By this fire ritual, the fields were both purified and fertilized. In an earlier age, the brands had been kindled at the Hallow blaze. There are traces even in the nineteenth century of a domestic purification by the sacred fire. At Petty, it was customary for the young lads wearing masks to go from house to house “bundering” at the doors and puffing smoke into the dwelling houses. This ceremonial was known as “burning the reekie mehr” – a cabbage or kail stock, hollowed and filled with kindled tow, being the mehr. It was also known and practiced in Sutherlandshire. At Pennan, in Aberdeenshire, the last trace of the old custom in the closing years of the nineteenth century was the practice of boys making pipes out of a hollowed kail stock, filling them with tow and then proceeding to smoke.

The motive behind the Samhain fires was the same as inspired the Beltane festival. It was man’s response to, and attack upon, the powers of darkness. At this season, the day was shortening, the sun’s strength was diminishing, malevolent powers of every kind seemed to be abroad. In particular, the witches were holding high revelry, and their great conventions to work woe upon mankind were assembled on high hill and bleak moorland. Man resorted with cheerful confidence to the heaven-riven weapon of holy fire. By its divine power, he could vanquish the whole accursed brood.

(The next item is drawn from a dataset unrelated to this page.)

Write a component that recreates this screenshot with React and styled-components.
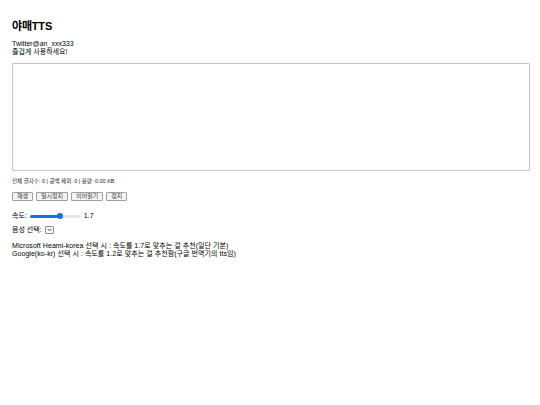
import React, { useState } from "react";
import styled, { createGlobalStyle } from "styled-components";

const GlobalStyle = createGlobalStyle`
	body {
		margin: 0;
		background: #fff;
		font-family: "Liberation Sans", Arial, "Noto Sans CJK KR", sans-serif;
		color: #000;
	}
`;

const App = () => {
	const [text, setText] = useState("");
	const [rate, setRate] = useState(1.7);

	return (
		<Wrapper>
			<GlobalStyle />
			<h1 className="title">야매TTS</h1>
			<p className="credit">
				Twitter@an_xxx333
				<br />
				즐겁게 사용하세요!
			</p>
			<TextBox value={text} onChange={(e) => setText(e.target.value)} />
			<p className="stats">전체 글자수: 0 | 공백 제외: 0 | 용량: 0.00 KB</p>
			<ButtonRow>
				<Btn>재생</Btn>
				<Btn>일시정지</Btn>
				<Btn>이어읽기</Btn>
				<Btn>정지</Btn>
			</ButtonRow>
			<Row>
				<span>속도:</span>
				<Slider
					type="range"
					min="0.5"
					max="2.5"
					step="0.1"
					value={rate}
					onChange={(e) => setRate(e.target.value)}
					style={{ "--fill": `${((rate - 0.5) / 2) * 100}%` }}
				/>
				<span>{Number(rate).toFixed(1)}</span>
			</Row>
			<Row className="voice">
				<span>음성 선택:</span>
				<Select>
					<svg width="5" height="4" viewBox="0 0 5 4">
						<path d="M0.6 0.9 L2.5 2.8 L4.4 0.9" fill="none" stroke="#222" strokeWidth="0.9" />
					</svg>
				</Select>
			</Row>
			<p className="notes">
				Microsoft Heami-korea 선택 시 : 속도를 1.7로 맞추는 걸 추천(일단 기본)
				<br />
				Google(ko-kr) 선택 시 : 속도를 1.2로 맞추는 걸 추천함(구글 번역기의 tts임)
			</p>
		</Wrapper>
	);
};

export default App;

const Wrapper = styled.div`
	padding: 0 10px 0 12px;
	font-size: 7px;
	line-height: 8px;

	.title {
		font-size: 11px;
		font-weight: bold;
		margin: 0;
		padding-top: 20px;
		line-height: 12px;
		letter-spacing: -0.2px;
	}
	.credit {
		margin: 8px 0 7px;
	}
	.stats {
		font-size: 5.5px;
		margin: 6px 0 7px;
		color: #222;
	}
	.notes {
		margin: 7px 0 0;
		letter-spacing: 0.05px;
	}
`;

const TextBox = styled.textarea`
	display: block;
	box-sizing: border-box;
	width: 100%;
	height: 108px;
	border: 1px solid #c4c4c4;
	border-radius: 1px;
	resize: none;
	outline: none;
	margin: 0;
`;

const ButtonRow = styled.div`
	display: flex;
	gap: 3px;
	margin-bottom: 10px;
`;

const Btn = styled.button`
	font-family: inherit;
	font-size: 6px;
	line-height: 7px;
	padding: 0 4px;
	background: #f4f4f4;
	border: 1px solid #a0a0a0;
	border-radius: 1px;
	color: #333;
`;

const Row = styled.div`
	display: flex;
	align-items: center;
	gap: 3px;
	height: 10px;
	margin-bottom: 4px;

	&.voice {
		margin-bottom: 0;
	}
`;

const Slider = styled.input`
	-webkit-appearance: none;
	appearance: none;
	width: 51px;
	height: 3px;
	margin: 0;
	border-radius: 2px;
	background: linear-gradient(to right, #1a6fe0 var(--fill), #e6e6e6 var(--fill));

	&::-webkit-slider-thumb {
		-webkit-appearance: none;
		width: 6px;
		height: 6px;
		border-radius: 50%;
		background: #1a6fe0;
		border: none;
	}
`;

const Select = styled.div`
	display: flex;
	align-items: center;
	justify-content: center;
	width: 7px;
	height: 6px;
	border: 1px solid #8f8f8f;
	border-radius: 1px;
	background: #fff;
`;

That the witches, at least in the later period, were regarded as the hostile power, is seen from the form of request in East Aberdeenshire, when peats were asked to make the fire. There lads went from house to house, begging a peat, commonly with the words “Ge’s a peat t’ burn the witches.”

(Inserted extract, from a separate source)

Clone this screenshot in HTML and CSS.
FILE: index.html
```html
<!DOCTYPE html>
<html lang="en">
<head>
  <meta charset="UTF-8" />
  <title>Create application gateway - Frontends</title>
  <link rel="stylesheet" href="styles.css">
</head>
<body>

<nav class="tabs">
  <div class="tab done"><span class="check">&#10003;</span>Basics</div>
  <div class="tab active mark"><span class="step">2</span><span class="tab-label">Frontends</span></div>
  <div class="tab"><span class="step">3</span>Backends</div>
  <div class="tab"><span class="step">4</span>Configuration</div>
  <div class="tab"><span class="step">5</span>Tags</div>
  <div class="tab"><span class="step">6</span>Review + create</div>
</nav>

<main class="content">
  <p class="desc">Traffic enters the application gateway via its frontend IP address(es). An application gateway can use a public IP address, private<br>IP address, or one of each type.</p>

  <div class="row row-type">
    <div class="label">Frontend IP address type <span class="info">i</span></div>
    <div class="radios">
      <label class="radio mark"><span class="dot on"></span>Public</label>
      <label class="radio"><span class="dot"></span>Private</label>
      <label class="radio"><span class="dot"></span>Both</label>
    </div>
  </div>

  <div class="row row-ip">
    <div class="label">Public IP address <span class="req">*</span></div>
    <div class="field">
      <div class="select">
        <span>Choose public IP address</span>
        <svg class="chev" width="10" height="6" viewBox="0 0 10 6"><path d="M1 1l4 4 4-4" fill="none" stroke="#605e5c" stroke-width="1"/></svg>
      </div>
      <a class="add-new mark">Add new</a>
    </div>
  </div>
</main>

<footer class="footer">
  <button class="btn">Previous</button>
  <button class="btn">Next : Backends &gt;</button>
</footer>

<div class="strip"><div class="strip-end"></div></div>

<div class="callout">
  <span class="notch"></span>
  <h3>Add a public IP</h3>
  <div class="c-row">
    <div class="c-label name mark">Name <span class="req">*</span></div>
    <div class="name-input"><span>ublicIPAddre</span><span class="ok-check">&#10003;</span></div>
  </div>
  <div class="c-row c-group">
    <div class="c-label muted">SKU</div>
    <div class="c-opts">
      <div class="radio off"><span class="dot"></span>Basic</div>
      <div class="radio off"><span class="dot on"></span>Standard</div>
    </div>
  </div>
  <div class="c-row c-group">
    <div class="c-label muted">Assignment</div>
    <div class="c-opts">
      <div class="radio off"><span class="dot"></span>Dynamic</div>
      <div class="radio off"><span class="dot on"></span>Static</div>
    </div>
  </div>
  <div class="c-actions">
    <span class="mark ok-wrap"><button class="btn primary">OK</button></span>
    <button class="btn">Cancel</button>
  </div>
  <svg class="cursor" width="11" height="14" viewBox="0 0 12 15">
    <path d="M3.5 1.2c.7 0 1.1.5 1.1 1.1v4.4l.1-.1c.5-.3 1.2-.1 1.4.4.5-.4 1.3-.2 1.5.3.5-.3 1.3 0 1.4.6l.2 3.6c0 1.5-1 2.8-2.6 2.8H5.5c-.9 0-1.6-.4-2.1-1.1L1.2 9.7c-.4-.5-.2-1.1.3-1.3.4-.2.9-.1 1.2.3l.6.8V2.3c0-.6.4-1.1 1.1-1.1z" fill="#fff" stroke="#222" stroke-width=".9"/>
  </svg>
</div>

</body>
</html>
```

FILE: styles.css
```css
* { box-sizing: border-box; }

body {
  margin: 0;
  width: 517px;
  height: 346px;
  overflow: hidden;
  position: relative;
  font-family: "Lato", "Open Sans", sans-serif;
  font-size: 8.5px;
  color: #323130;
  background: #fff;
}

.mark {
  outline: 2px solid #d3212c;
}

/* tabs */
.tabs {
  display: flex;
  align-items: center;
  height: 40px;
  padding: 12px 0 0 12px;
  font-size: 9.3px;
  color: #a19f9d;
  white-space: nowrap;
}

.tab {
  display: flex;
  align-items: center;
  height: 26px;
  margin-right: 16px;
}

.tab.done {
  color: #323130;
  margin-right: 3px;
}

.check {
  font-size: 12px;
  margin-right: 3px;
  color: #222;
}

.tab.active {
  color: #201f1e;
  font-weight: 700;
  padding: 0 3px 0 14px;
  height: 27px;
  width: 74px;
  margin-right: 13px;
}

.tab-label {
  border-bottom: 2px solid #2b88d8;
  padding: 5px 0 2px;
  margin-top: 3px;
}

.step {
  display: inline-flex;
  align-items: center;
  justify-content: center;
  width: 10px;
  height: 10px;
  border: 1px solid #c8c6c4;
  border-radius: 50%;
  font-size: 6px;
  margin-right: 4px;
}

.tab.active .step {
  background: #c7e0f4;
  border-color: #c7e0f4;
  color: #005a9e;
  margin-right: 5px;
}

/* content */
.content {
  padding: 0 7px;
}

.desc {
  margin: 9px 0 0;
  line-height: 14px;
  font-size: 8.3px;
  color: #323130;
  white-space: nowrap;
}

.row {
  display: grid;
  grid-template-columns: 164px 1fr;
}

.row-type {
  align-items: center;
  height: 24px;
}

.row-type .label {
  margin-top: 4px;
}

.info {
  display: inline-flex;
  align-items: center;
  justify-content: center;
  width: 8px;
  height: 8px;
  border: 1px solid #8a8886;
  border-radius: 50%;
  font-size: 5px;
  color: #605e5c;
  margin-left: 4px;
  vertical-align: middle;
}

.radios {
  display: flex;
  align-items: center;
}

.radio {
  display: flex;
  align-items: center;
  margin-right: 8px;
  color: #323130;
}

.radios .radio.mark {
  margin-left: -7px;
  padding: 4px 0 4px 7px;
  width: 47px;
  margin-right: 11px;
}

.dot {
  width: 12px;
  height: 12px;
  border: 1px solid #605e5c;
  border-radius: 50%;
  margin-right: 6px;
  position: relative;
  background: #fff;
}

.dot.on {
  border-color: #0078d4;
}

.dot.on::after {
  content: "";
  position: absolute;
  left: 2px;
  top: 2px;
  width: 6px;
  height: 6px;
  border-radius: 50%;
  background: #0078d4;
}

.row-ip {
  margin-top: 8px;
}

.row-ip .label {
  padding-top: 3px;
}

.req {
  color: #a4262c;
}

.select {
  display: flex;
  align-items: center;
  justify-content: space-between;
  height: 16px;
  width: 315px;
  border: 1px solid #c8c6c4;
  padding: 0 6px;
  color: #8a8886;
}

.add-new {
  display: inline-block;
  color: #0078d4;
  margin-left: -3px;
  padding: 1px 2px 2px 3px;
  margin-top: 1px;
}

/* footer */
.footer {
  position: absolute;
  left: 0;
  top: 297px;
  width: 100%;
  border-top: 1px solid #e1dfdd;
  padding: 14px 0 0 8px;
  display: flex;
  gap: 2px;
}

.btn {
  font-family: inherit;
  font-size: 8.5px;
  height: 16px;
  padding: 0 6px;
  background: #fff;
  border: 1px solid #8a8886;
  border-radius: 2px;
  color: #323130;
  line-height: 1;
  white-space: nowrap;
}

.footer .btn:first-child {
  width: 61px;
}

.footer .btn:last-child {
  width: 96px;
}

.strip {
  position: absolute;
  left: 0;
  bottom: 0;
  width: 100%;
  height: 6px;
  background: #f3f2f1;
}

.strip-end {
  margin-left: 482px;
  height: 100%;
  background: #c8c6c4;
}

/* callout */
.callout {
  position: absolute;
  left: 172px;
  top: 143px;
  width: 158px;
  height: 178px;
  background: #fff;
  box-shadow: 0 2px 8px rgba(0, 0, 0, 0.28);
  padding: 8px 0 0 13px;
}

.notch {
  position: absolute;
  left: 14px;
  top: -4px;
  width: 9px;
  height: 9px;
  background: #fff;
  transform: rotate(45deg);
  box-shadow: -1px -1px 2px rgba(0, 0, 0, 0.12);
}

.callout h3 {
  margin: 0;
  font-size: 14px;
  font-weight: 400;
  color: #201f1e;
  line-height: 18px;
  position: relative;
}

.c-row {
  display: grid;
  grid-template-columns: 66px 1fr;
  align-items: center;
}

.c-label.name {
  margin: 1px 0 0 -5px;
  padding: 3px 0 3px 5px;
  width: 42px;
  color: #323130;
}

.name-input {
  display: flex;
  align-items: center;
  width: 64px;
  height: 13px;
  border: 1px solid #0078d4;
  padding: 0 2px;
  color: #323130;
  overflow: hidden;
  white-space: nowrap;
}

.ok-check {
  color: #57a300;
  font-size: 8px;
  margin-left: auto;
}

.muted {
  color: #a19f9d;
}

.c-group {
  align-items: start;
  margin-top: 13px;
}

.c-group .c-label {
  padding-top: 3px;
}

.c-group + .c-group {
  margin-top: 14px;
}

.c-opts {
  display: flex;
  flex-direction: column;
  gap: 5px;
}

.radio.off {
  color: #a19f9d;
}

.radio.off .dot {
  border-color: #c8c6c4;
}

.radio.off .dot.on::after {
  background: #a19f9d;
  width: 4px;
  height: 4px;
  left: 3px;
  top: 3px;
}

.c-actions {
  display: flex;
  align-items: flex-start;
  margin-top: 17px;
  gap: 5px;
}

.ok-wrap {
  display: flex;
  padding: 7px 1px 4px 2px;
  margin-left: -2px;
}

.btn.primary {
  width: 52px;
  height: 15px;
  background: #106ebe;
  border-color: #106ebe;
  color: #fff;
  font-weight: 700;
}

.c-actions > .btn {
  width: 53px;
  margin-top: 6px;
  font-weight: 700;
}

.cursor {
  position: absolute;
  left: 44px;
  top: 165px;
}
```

West Aberdeenshire also provides definite evidence that the witches were conceived as the enemy against whom the fires were directed. At Balmoral, during Queen Victoria’s residence, there was observed at Halloween the ancient practice of burning the witch. A huge bonfire was kindled in front of the Castle, opposite the principal doorway. The clansmen were mustered, arrayed in Highland garb. At a signal, headed by a band, they marched towards the palace. The bonfire was kindled so as to be in full blaze when the procession reached it. “The interest of the promenade was centered in a trolley on which there sat the effigy of a hideous old woman or witch called the Shandy dann. Beside her couched one of the party holding her erect while the march went forward to the bagpipe’s strain. As the building came in sight, the pace was quickened to a run, then a sudden halt was made a dozen yards or so from the blaze. Here, amid breathless silence, an indictment is read why this witch should be burned to ashes, and with no one to appear on her behalf, only this advocatus diaboli, paper in hand – she is condemned to the flames. With a rush and a shout and skirling of bagpipes, the sledge and its occupant are hurled topsy-turvy into the fire, while the mountaineer springs from the car at the latest safe instant. Then follow cheers and hoots of derisive laughter, as the inflammable wrappings of the Shandy dann crackle and sputter out. All the while the residents of the castle stand enjoying the curious rite, and no one there entered more heartily into it than the head of the Empire herself.”

This is a remarkable relic. It is the action of the whole clan. They destroy the witch as the representative of the powers of darkness. “Burning the Witch” is a rite of great antiquity. It was practiced in Babylonia. As her image was consumed the witch was believed to suffer the tortures of the fire and be gradually annihilated.

The Hallow fires continued to be kindled till the end of the eighteenth century, and even later in some districts. Rev. Lachlan Shaw, writing about 1745, says: “As to the cairn fires on the eve of the 1st Nov. though I have not seen them practiced, yet I am well informed that in Buchan and other places they have their Hallow fires annually kept up to this day.”

The minister of Monquhitter, writing in 1793, says: “The Halloween fire was kindled in Buchan. Various magic ceremonies were then celebrated to counteract the influences of the witches and demons and to prognosticate to the young their success and disappointment in the matrimonial lottery. These being devoutly finished the Hallow fire was kindled and guarded by the male part of the family … but now the Hallow fire when kindled is attended by children only.”

Here the ecclesiastic shuts his eyes to what he would regard as a reproach to his own influence and work. For the Rev. Dr. Pratt, a very trustworthy observer, writing in 1858, bears witness: “Hallow fires are still kindled on the Eve of All Saints by the inhabitants of Buchan and present a singular and animated spectacle – from sixty to eighty being frequently seen from one point.”

These fires seem to have lingered longest in Buchan. When the flames had died down and the more boisterous spirits had dispersed, some were in the habit of gathering together the ashes and covering them up, “ristin’ the halla fire.” A reverence was paid to the ashes as all that was left of the holy fire. Then they placed on the ashes small stones to represent each member of the family. Next morning an anxious inspection was made of the ashes. If a stone were missing, the person represented would be removed by death before the next Hallow fire was kindled. An aged mother in Aberdeenshire, on searching the ashes, found one of the stones gone. She came home in sorrow and said again and again, without anyone paying much attention to her, “Annie’s steenie’s awa’.” Before next Hallow fire, Annie had worn away to the Land o’ the Leal. The same practice of divination by ashes and stone was observed in Callander. It is described by John Ramsay as practiced in his day. In North Wales at the Halloween bonfire, the white stone missing represented a person who, would die before another Halloween.